* Problem *
All of the lines below are to be printed again exactly; images are excluded from the output.

* Extracted entries *
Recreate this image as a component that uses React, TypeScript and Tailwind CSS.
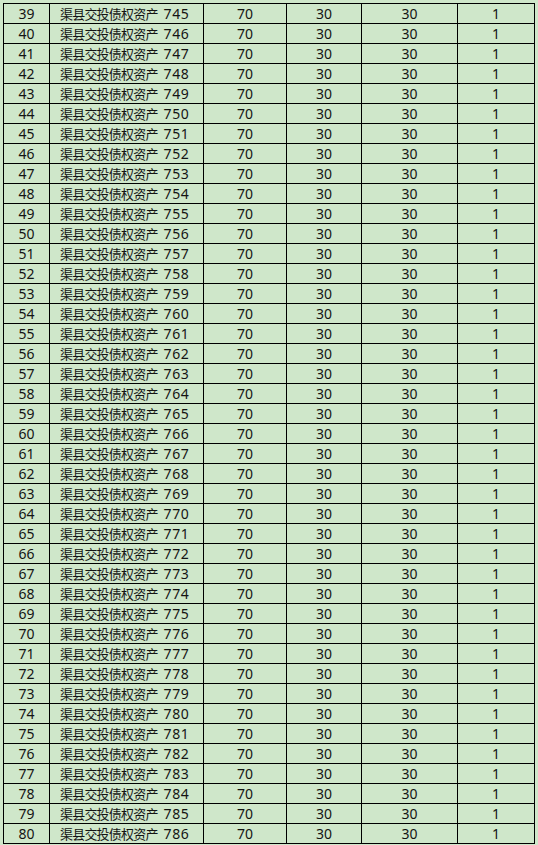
const rows = Array.from({ length: 42 }, (_, i) => ({
  no: 39 + i,
  code: 745 + i,
}));

const cell = "h-5 border-r border-b border-black flex items-center leading-none";

export default function App() {
  return (
    <div
      className="w-[538px] h-[845px] bg-[#cfe7ca] pt-[3px] pl-[3px] text-[#141414] text-[14px]"
      style={{ fontFamily: '"Noto Sans", "Noto Sans CJK SC", sans-serif' }}
    >
      <div className="grid grid-cols-[46px_154px_83px_75px_96px_77px] w-[532px] border-l border-t border-black">
        {rows.map((r) => (
          <div key={r.no} className="contents">
            <div className={`${cell} justify-center`}>{r.no}</div>
            <div className={`${cell} pl-[10px]`}>
              <span
                className="text-[13px] tracking-[-0.8px]"
                style={{ fontFamily: '"Noto Sans CJK SC", sans-serif' }}
              >
                渠县交投债权资产
              </span>
              <span className="ml-[6px] tracking-[0.6px]">{r.code}</span>
            </div>
            <div className={`${cell} justify-center`}>70</div>
            <div className={`${cell} justify-center`}>30</div>
            <div className={`${cell} justify-center`}>30</div>
            <div className={`${cell} justify-center`}>1</div>
          </div>
        ))}
      </div>
    </div>
  );
}
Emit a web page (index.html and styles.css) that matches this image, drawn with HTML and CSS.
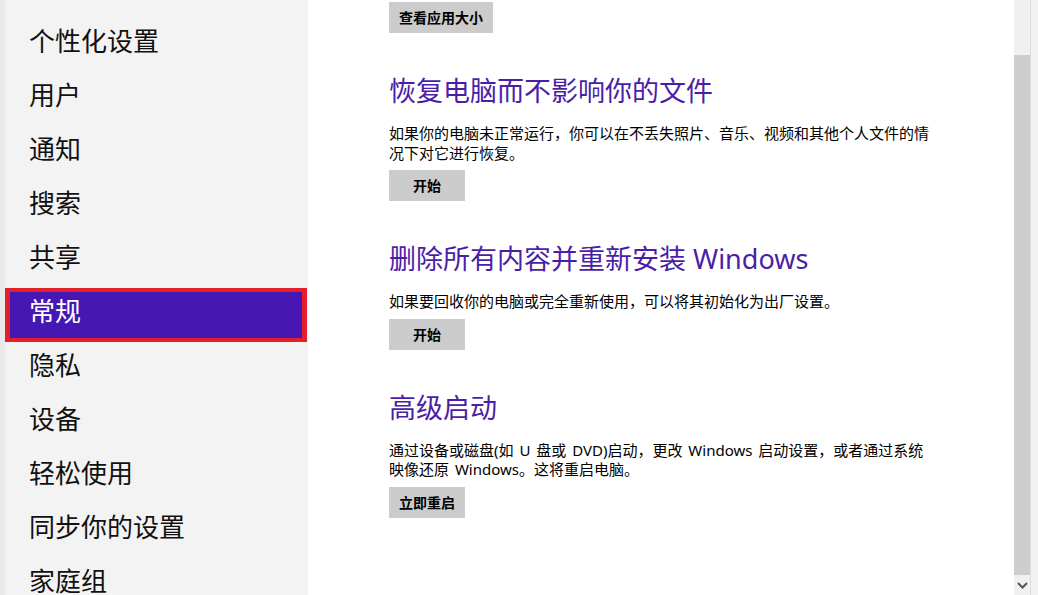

* Solved problem *
Recreate this image as a component that uses React, TypeScript and Tailwind CSS.
const rows = Array.from({ length: 42 }, (_, i) => ({
  no: 39 + i,
  code: 745 + i,
}));

const cell = "h-5 border-r border-b border-black flex items-center leading-none";

export default function App() {
  return (
    <div
      className="w-[538px] h-[845px] bg-[#cfe7ca] pt-[3px] pl-[3px] text-[#141414] text-[14px]"
      style={{ fontFamily: '"Noto Sans", "Noto Sans CJK SC", sans-serif' }}
    >
      <div className="grid grid-cols-[46px_154px_83px_75px_96px_77px] w-[532px] border-l border-t border-black">
        {rows.map((r) => (
          <div key={r.no} className="contents">
            <div className={`${cell} justify-center`}>{r.no}</div>
            <div className={`${cell} pl-[10px]`}>
              <span
                className="text-[13px] tracking-[-0.8px]"
                style={{ fontFamily: '"Noto Sans CJK SC", sans-serif' }}
              >
                渠县交投债权资产
              </span>
              <span className="ml-[6px] tracking-[0.6px]">{r.code}</span>
            </div>
            <div className={`${cell} justify-center`}>70</div>
            <div className={`${cell} justify-center`}>30</div>
            <div className={`${cell} justify-center`}>30</div>
            <div className={`${cell} justify-center`}>1</div>
          </div>
        ))}
      </div>
    </div>
  );
}
Emit a web page (index.html and styles.css) that matches this image, drawn with HTML and CSS.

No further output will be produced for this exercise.